If Scrum team is ten times faster than a dysfunctional team and AI makes teams go four times faster, then when both use AI the Scrum team with still be be 10 times faster than the dysfunctional AI team. Actually, what I am teaching today is not only for developers to use AI to generate 80% of the code and be five times faster. [...] But it you make the AI a developer on the team you will get a synergistic effect, potentially making the team 25 times faster. I am supervising a Ph.D. these right now that is trying to prove this.
As someone with a decade of actual software engineering experience, I'm confident in saying that Sutherland described is exactly what the industry doesn't want. The 'synergistic' effect would actually result in substandard software, with potentially unmanageable technical debt, that's delivered far beyond any reasonable deadline.
Over that decade, I've seen software being delivered months, and sometimes years, later than it otherwise would have been, because of the excessive amount of overhead and disruption that Scrum entails. The most obvious reason for this is meetings are very disruptive in software development, and one meeting can wreck productivity for an entire morning or afternoon, which then means a Scrum team might have roughly half the capacity of a team that's simply working off a Kanban board.

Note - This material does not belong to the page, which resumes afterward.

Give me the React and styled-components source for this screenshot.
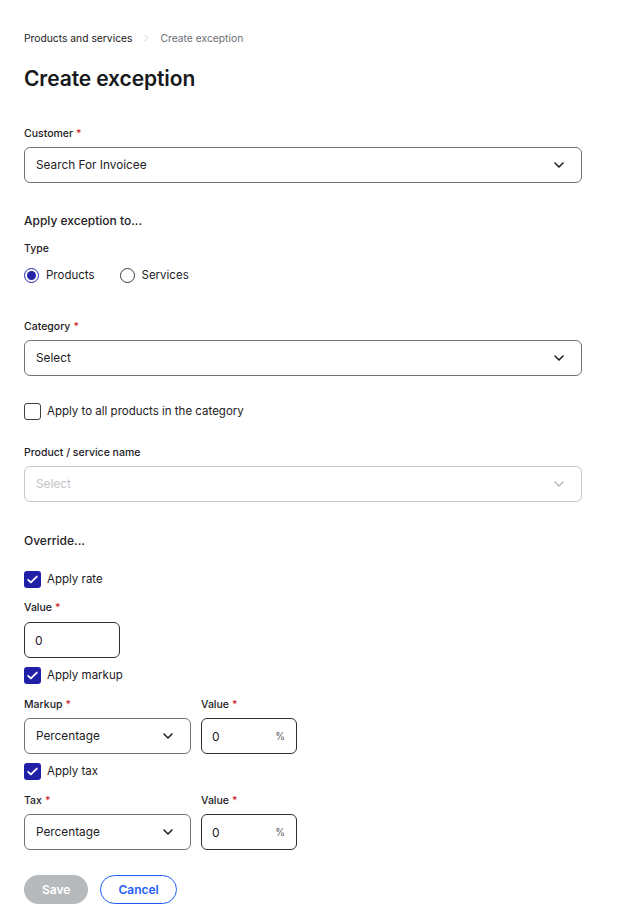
import React, { useState } from 'react';
import styled, { createGlobalStyle } from 'styled-components';

const GlobalStyle = createGlobalStyle`
    * {
        box-sizing: border-box;
    }
    body {
        margin: 0;
        background: #ffffff;
        font-family: Inter, "Noto Sans", "Liberation Sans", sans-serif;
        color: #1d2025;
    }
`;

const Page = styled.div`
    display: flex;
    flex-direction: column;
    padding: 30px 36px 20px 24px;
`;

const Breadcrumb = styled.nav`
    display: flex;
    align-items: center;
    gap: 9px;
    font-size: 10.3px;
    line-height: 16px;
    color: #1d2025;
    span.current {
        color: #6b6f75;
    }
    svg {
        color: #c3c6ca;
    }
`;

const Title = styled.h1`
    margin: 19px 0 0 0;
    font-size: 21px;
    line-height: 28px;
    font-weight: 600;
    letter-spacing: -0.1px;
    color: #16191d;
`;

const Section = styled.div`
    display: flex;
    flex-direction: column;
    margin-top: ${props => props.top}px;
`;

const Heading = styled.div`
    font-size: 12px;
    line-height: 16px;
    font-weight: 500;
    color: #1d2025;
`;

const Label = styled.label`
    display: block;
    font-size: 10.5px;
    line-height: 16px;
    font-weight: 500;
    color: #1d2025;
    margin-bottom: ${props => props.gap ?? 5}px;
    .req {
        color: #d0242b;
        margin-left: 3px;
    }
`;

const SelectBox = styled.div`
    display: flex;
    align-items: center;
    justify-content: space-between;
    width: ${props => props.width || '100%'};
    height: 36px;
    padding: 0 14px 0 11px;
    border: 1px solid ${props => props.disabled ? '#c4c6c9' : '#6f7378'};
    border-radius: 6px;
    font-size: 11.8px;
    color: ${props => props.disabled ? '#c2c4c7' : '#1d2025'};
    background: #fff;
    svg {
        color: ${props => props.disabled ? '#b9bcc0' : '#1d2025'};
    }
`;

const TextInput = styled.div`
    display: flex;
    align-items: center;
    justify-content: space-between;
    width: ${props => props.width}px;
    height: 36px;
    padding: 0 10px 0 10px;
    border: 1px solid #2a2d31;
    border-radius: 6px;
    font-size: 12px;
    color: #1d2025;
    .unit {
        font-size: 10px;
        color: #55595e;
        margin-right: 1px;
    }
`;

const RadioRow = styled.div`
    display: flex;
    align-items: center;
    gap: 25px;
    margin-top: 10px;
`;

const RadioOption = styled.div`
    display: flex;
    align-items: center;
    gap: 7px;
    font-size: 11.5px;
    line-height: 16px;
    color: #1d2025;
    cursor: pointer;
`;

const RadioDot = styled.span`
    width: 15px;
    height: 15px;
    border-radius: 50%;
    border: ${props => props.checked ? '1.5px solid #2324a8' : '1px solid #3b3e43'};
    display: flex;
    align-items: center;
    justify-content: center;
    &::after {
        content: '';
        display: ${props => props.checked ? 'block' : 'none'};
        width: 9px;
        height: 9px;
        border-radius: 50%;
        background: #2324a8;
    }
`;

const CheckRow = styled.div`
    display: flex;
    align-items: center;
    gap: 6px;
    height: 18px;
    font-size: 11.5px;
    color: #1d2025;
    margin-top: ${props => props.top}px;
`;

const Box = styled.span`
    width: 17px;
    height: 17px;
    border-radius: 3px;
    display: flex;
    align-items: center;
    justify-content: center;
    border: ${props => props.checked ? 'none' : '1px solid #3b3e43'};
    background: ${props => props.checked ? '#1f1fa8' : '#fff'};
`;

const Row = styled.div`
    display: flex;
    gap: 10px;
    margin-top: ${props => props.top}px;
`;

const Actions = styled.div`
    display: flex;
    gap: 12px;
    margin-top: 25px;
`;

const Button = styled.button`
    height: 29px;
    padding: 0 ${props => props.primary ? 18 : 17}px;
    border-radius: 15px;
    font-family: inherit;
    font-size: 12px;
    font-weight: 600;
    border: ${props => props.primary ? 'none' : '1px solid #1f5df5'};
    background: ${props => props.primary ? '#b7babd' : '#fff'};
    color: ${props => props.primary ? '#ffffff' : '#1f5df5'};
`;

const Chevron = () => (
    <svg width="16" height="16" viewBox="0 0 24 24" fill="none" stroke="currentColor" strokeWidth="2.4" strokeLinecap="round" strokeLinejoin="round">
        <path d="M6 9l6 6 6-6" />
    </svg>
);

const Check = () => (
    <svg width="13" height="13" viewBox="0 0 24 24" fill="none" stroke="#fff" strokeWidth="3.2" strokeLinecap="round" strokeLinejoin="round">
        <path d="M4 12.5l5 5L20 6.5" />
    </svg>
);

const Req = () => <span className="req">*</span>;

const Checkbox = ({ checked, top, children }) => (
    <CheckRow top={top}>
        <Box checked={checked}>{checked && <Check />}</Box>
        {children}
    </CheckRow>
);

const App = () => {
    const [type, setType] = useState('products');

    return (
        <Page>
            <GlobalStyle />
            <Breadcrumb>
                <span>Products and services</span>
                <svg width="10" height="10" viewBox="0 0 24 24" fill="none" stroke="currentColor" strokeWidth="2" strokeLinecap="round" strokeLinejoin="round">
                    <path d="M9 5l7 7-7 7" />
                </svg>
                <span className="current">Create exception</span>
            </Breadcrumb>

            <Title>Create exception</Title>

            <Section top={33}>
                <Label>Customer<Req /></Label>
                <SelectBox>
                    <span>Search For Invoicee</span>
                    <Chevron />
                </SelectBox>
            </Section>

            <Section top={30}>
                <Heading>Apply exception to...</Heading>
                <Label style={{ marginTop: 12 }} gap={0}>Type</Label>
                <RadioRow>
                    <RadioOption onClick={() => setType('products')}>
                        <RadioDot checked={type === 'products'} />
                        Products
                    </RadioOption>
                    <RadioOption onClick={() => setType('services')}>
                        <RadioDot checked={type === 'services'} />
                        Services
                    </RadioOption>
                </RadioRow>
            </Section>

            <Section top={36}>
                <Label>Category<Req /></Label>
                <SelectBox>
                    <span>Select</span>
                    <Chevron />
                </SelectBox>
            </Section>

            <Checkbox top={26}>Apply to all products in the category</Checkbox>

            <Section top={25}>
                <Label>Product / service name</Label>
                <SelectBox disabled>
                    <span>Select</span>
                    <Chevron />
                </SelectBox>
            </Section>

            <Section top={31}>
                <Heading>Override...</Heading>
            </Section>

            <Checkbox checked top={21}>Apply rate</Checkbox>
            <Section top={12}>
                <Label gap={6}>Value<Req /></Label>
                <TextInput width={96}>0</TextInput>
            </Section>

            <Checkbox checked top={8}>Apply markup</Checkbox>
            <Row top={13}>
                <div>
                    <Label>Markup<Req /></Label>
                    <SelectBox width="167px">
                        <span>Percentage</span>
                        <Chevron />
                    </SelectBox>
                </div>
                <div>
                    <Label>Value<Req /></Label>
                    <TextInput width={96}>
                        <span>0</span>
                        <span className="unit">%</span>
                    </TextInput>
                </div>
            </Row>

            <Checkbox checked top={8}>Apply tax</Checkbox>
            <Row top={13}>
                <div>
                    <Label>Tax<Req /></Label>
                    <SelectBox width="167px">
                        <span>Percentage</span>
                        <Chevron />
                    </SelectBox>
                </div>
                <div>
                    <Label>Value<Req /></Label>
                    <TextInput width={96}>
                        <span>0</span>
                        <span className="unit">%</span>
                    </TextInput>
                </div>
            </Row>

            <Actions>
                <Button primary>Save</Button>
                <Button>Cancel</Button>
            </Actions>
        </Page>
    );
};

export default App;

Another problem is that Scrum's unhealthy fixation on 'sprints', 'velocity', 'accountability' and daily status updates makes it an unsustainable method of working, and we end up with a high turnover of developers through burnout. This, in turn, degrades the quality of long-term support for whatever software is being produced.
What about 'AI'? I've posted about this before, after my colleagues and I experimented with it and discussed its possible uses as a tool. There are reasons I won't use ChatGPT, or somesuch, to generate my code. Or perhaps I would, for disposable bits of JavaScript. ChatGPT can generate roughly what a junior software developer would produce, and the results can be marginally better when we're specific in what we ask. No software engineer, however, would use AI-generated code without review or a heavy amount of refactoring.